強羅(箱根)を訪れた事があるならば、谷の向こう側にある丘の目立つ場所に、「大」の形に整えられた森が広がっていることに気付くだろう。この丘は明星ヶ岳といって今回ご紹介する2つの山頂のうちの一つだ。
まず始めに箱根湯本駅から宮城野橋行きのバスに乗る。明星ヶ岳への標識は明確だが、1つ目のみ少し曖昧なので注意が必要だ。分かりづらければ、右方向を目指して行くとよいだろう。10分ほど歩いて行くと舗装されていた道は砂利道へと変わり、そこから数分で林道が分岐する。
険しい山道だが、歩くには問題ない。50メートル毎に番号が付いたペグの印があるため、現在地も確認しやすい。1時間もたたないうちに、ペグ20番に到達し、いわゆる「大」の字の左手部分に到着する。近くには案内図やその歴史がかかれた標識が立っている。言及するまでもなく観光地のようになっており、毎年8月16日には、霊を慰める盆の送り火「大文字」が焚かれ、夏の終わりを感じさせる風物詩がその場所を訪れる人々の気分を高める。尾根への道は右上がりに続いていくが、しばらくはこの大文字を楽しみながら過ごしてほしい。この文字の意味はもちろん「大」だが、それがいかに大きいか、実際に中まで足を運ぶと体感するだろう。大の字の中心部へ向けて50メートルほど歩くと、分岐する二つの足の方向へ向けて絶景が広がっており、休憩には最適な場所だ。箱根のドーム型の中心部が望めるだけではなく、右手には金時山の山頂があり、見渡して運が良ければ雄大な富士山のカルデラの稜線を見ることができるだろう。

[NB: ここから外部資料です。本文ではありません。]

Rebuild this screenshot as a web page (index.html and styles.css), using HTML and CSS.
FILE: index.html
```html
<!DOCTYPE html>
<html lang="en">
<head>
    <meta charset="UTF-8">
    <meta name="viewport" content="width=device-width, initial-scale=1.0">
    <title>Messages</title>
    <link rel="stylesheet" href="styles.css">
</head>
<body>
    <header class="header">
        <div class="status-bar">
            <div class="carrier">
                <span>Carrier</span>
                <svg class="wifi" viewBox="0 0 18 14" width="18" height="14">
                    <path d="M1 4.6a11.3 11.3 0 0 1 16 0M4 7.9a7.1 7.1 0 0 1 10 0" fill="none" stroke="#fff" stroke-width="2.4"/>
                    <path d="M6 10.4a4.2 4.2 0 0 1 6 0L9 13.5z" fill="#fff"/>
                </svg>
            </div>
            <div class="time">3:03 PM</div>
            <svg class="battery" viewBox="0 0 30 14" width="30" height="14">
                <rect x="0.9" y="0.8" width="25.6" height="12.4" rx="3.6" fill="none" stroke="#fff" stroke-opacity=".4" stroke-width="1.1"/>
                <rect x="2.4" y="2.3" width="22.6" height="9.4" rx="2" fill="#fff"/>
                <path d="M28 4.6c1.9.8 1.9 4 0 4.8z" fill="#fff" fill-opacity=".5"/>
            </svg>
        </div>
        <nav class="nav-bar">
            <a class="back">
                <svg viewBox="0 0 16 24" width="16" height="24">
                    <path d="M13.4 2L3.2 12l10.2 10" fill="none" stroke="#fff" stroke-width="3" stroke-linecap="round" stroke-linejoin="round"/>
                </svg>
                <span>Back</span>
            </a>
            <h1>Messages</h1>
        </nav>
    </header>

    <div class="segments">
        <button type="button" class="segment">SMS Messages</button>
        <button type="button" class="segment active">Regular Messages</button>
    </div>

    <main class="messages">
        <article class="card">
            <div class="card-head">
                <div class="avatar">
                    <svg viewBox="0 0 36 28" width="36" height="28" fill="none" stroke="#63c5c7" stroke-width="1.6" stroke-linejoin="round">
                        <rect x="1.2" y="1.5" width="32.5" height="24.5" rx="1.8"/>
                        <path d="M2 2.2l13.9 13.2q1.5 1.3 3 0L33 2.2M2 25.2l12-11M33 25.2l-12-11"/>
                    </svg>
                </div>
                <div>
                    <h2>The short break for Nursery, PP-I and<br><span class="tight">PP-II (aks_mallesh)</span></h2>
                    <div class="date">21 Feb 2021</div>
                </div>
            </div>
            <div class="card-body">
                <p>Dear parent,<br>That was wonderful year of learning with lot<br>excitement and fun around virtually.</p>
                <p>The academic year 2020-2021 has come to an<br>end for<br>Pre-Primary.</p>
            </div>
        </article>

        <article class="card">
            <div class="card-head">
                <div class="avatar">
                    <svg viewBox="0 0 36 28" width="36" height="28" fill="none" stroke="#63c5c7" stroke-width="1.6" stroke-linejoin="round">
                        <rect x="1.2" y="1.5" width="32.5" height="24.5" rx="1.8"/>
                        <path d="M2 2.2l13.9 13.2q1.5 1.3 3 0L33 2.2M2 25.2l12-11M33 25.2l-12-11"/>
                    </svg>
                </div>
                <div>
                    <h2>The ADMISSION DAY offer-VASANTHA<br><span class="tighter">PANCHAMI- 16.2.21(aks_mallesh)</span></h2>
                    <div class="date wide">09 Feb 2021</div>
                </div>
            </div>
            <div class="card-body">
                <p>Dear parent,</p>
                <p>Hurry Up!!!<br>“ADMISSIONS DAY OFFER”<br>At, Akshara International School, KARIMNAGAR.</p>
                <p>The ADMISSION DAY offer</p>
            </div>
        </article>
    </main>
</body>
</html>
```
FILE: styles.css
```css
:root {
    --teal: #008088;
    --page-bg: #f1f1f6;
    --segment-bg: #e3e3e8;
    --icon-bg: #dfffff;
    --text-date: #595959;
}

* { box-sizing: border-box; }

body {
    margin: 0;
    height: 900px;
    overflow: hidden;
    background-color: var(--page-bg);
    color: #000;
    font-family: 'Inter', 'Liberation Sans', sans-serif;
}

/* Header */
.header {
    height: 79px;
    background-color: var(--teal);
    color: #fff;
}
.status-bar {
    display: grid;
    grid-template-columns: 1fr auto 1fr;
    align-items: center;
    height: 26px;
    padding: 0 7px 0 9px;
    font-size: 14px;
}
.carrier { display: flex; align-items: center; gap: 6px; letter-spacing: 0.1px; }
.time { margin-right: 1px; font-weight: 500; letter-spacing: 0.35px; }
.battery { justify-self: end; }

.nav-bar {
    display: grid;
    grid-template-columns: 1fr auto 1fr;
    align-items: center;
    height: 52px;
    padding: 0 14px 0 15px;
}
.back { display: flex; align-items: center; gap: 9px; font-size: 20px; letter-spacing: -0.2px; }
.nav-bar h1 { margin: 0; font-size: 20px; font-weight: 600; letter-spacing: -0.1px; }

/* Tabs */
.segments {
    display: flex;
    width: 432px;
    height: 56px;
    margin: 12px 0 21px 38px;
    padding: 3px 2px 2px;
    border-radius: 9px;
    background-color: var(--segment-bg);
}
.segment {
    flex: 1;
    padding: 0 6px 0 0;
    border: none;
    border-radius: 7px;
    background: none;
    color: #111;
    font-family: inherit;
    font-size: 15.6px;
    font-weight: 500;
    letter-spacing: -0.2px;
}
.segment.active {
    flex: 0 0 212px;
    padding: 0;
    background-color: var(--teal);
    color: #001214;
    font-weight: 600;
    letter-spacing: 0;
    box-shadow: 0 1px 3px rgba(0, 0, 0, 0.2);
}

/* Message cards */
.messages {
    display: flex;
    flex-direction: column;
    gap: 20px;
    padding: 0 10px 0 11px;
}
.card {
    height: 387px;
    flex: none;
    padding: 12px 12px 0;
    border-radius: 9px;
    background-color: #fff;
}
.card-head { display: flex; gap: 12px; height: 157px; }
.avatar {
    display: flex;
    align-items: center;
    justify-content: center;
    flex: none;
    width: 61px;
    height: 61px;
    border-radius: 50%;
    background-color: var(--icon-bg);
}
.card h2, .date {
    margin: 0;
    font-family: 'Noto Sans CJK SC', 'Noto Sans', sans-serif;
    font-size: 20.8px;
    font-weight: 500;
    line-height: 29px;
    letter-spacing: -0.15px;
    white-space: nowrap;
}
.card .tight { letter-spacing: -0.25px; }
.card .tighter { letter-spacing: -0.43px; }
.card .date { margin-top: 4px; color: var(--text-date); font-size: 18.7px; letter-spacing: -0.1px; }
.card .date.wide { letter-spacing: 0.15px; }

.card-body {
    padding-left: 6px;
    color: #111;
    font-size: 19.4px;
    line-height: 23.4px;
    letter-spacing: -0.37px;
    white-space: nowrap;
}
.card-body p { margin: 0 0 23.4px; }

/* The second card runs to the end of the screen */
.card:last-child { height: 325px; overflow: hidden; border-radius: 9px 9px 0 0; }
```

それだけでも日帰り旅として充分満足できるが、ハイキングに戻ってゴルフコースのような山の背のペグ29番まで進んでみる事をお勧めする。少し寂しい明星ヶ岳の山頂は右手に歩いて数分の所にあり、古くから存在している神社が迎えてくれる。そのまま目印に沿って箱根湯本駅に戻ることも可能だが、時間の余裕があるならば引き返して尾根道をさらに1時間半歩いていくと、似た名前でより標高の高い明神ヶ岳にたどり着く。そこまで行くと見事な絶景が広がっている。
もしかするとその時、次の目的地となるであろう金時山を、熱い眼差しで眺めている自分に気付くかもしれない。しかしそれは別の日程で計画し、来た道を引き返し最乗寺に向かって左折することをお勧めする。長い道のりで所々急こう配な箇所もあるが、それを超えると海を望む広大な景色が待っている。
最乗寺は、神奈川県の天然記念物に指定されている樹齢数百年を超える杉並木に囲まれた大きな寺院で、そこを訪れるだけでも日帰り旅の価値がある。天狗伝説で有名な最乗寺には、天狗の下駄という意味合いで様々な下駄が奉納されている。ハイキングの最終地点で、人気の見どころスポットでもある塗装されたスチール製XXLサイズ(巨大)な赤下駄、「高下駄」に到達するだろう。まだ運動が足りないと感じたなら、さらに奥の院まで500段の階段を登ってみてはいかがだろうか。最後の200段はフラフラになること必至だ。
大雄山駅行きのバスは、通り過ぎることができない土産物店の近くから出発している。森を出るまで分離された歩道が整備されているので、駅まで歩いていくことも可能だ。